Data Science Lessons
The second part of the workshop series focused on training sessions on some tools that can be used (or useful for) data science in the classroom. The four lessons are (links will take you to the actual lessons, which are hosted elsewhere):
- Data visualization with ggplot: Data visualization is a powerful means of communicating concepts and patterns in data. Getting your visualizations to look good in R can take some work, but the ggplot2 package makes it easier. This lesson introduces how to use ggplot2 package to create publication-quality graphics.
- Easier data manipulation with the tidyverse: R is a powerful language for managing, analyzing, and visualizing complex data. However, some of the commands in R are esoteric or just plain confusing. The tidyverse package for R includes several helpful functions that make it easier to manipulate, summarize, and visualize your data. In this lesson we’ll use these functions to create plots from summary statistics.
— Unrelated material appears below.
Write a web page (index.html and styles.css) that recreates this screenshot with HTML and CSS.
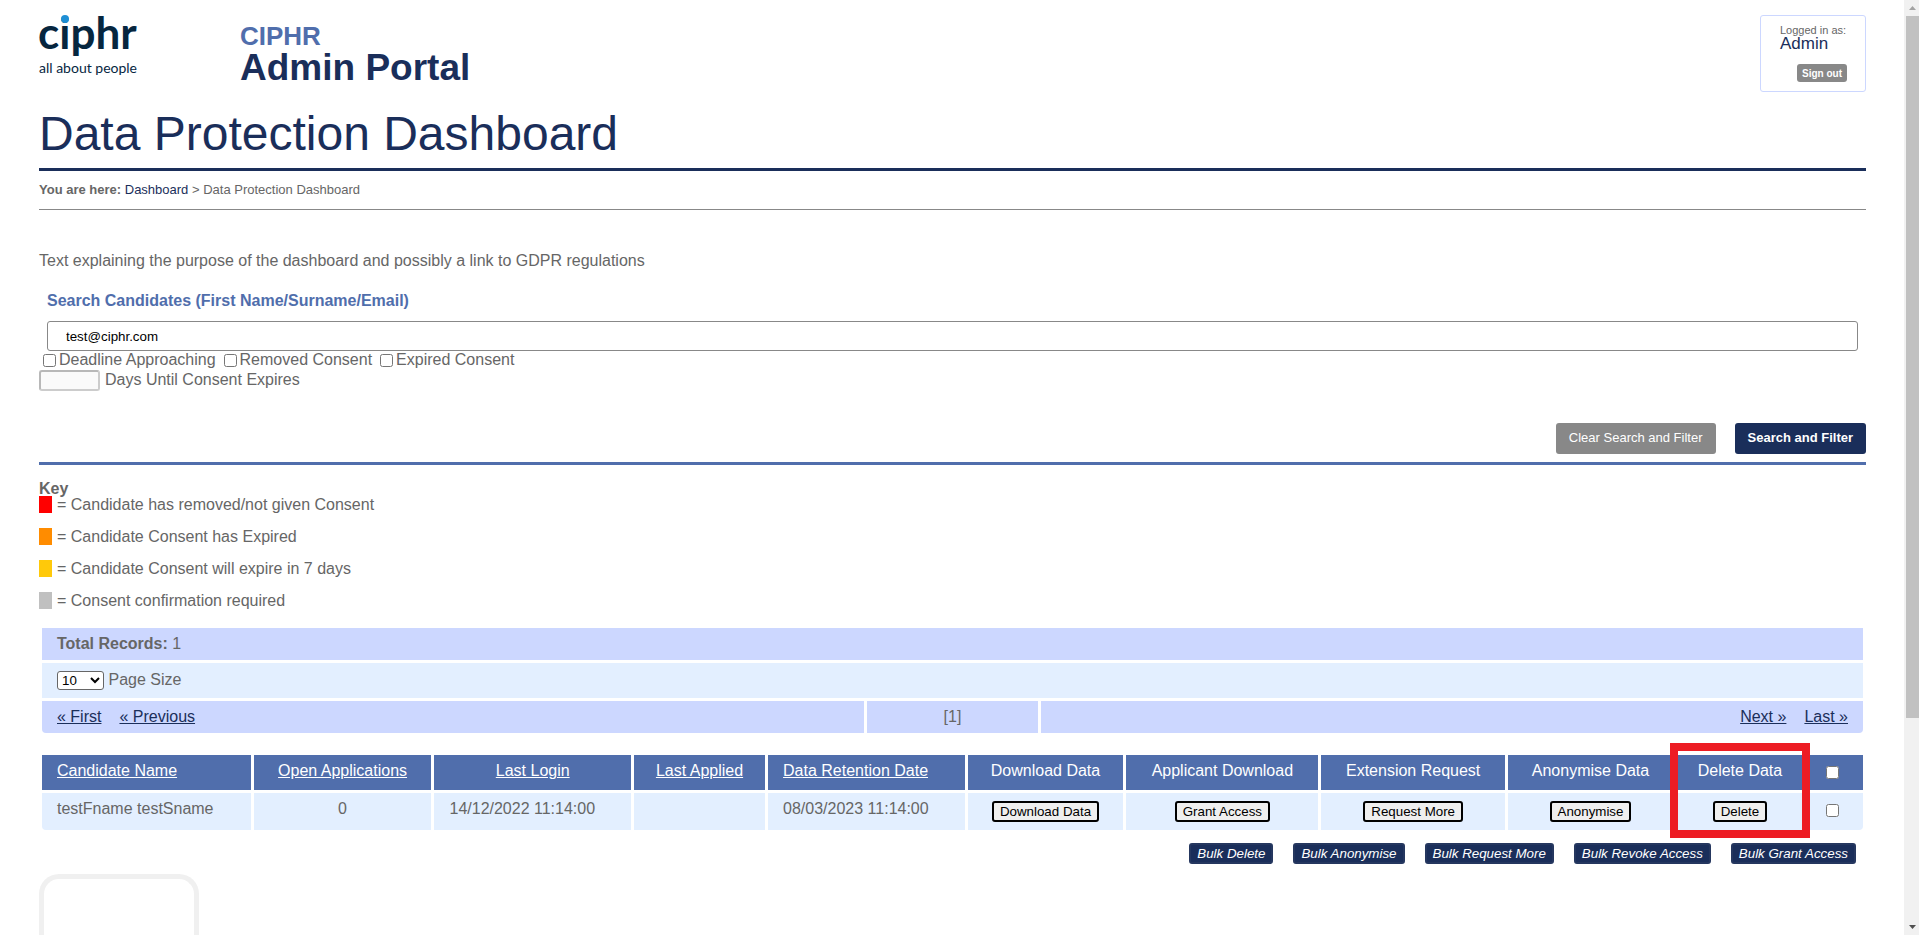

- An introduction to RStudio and GitHub: The Git system is designed to make collaboration easier and more transparent. This lesson provides an introduction to the version control system Git, one central sharing point called GitHub, and how you can use the two in RStudio.
- An introduction to machine learning in R: Machine learning has been all the rage, but there remains a lot of mystery about what machine learning really is. In this workshop, we will work through an example of how we use machine learning to make predictions and how to assess how good those predictions really are. The material is designed for people who have little to no experience with machine learning.
- Making web pages with Quarto: This tutorial, written by Sam Csik, provides an introduction to the Quarto system for making webpages hosted on GitHub. Quarto websites are a (relatively) accessible means of creating and provide content for data science learning goals.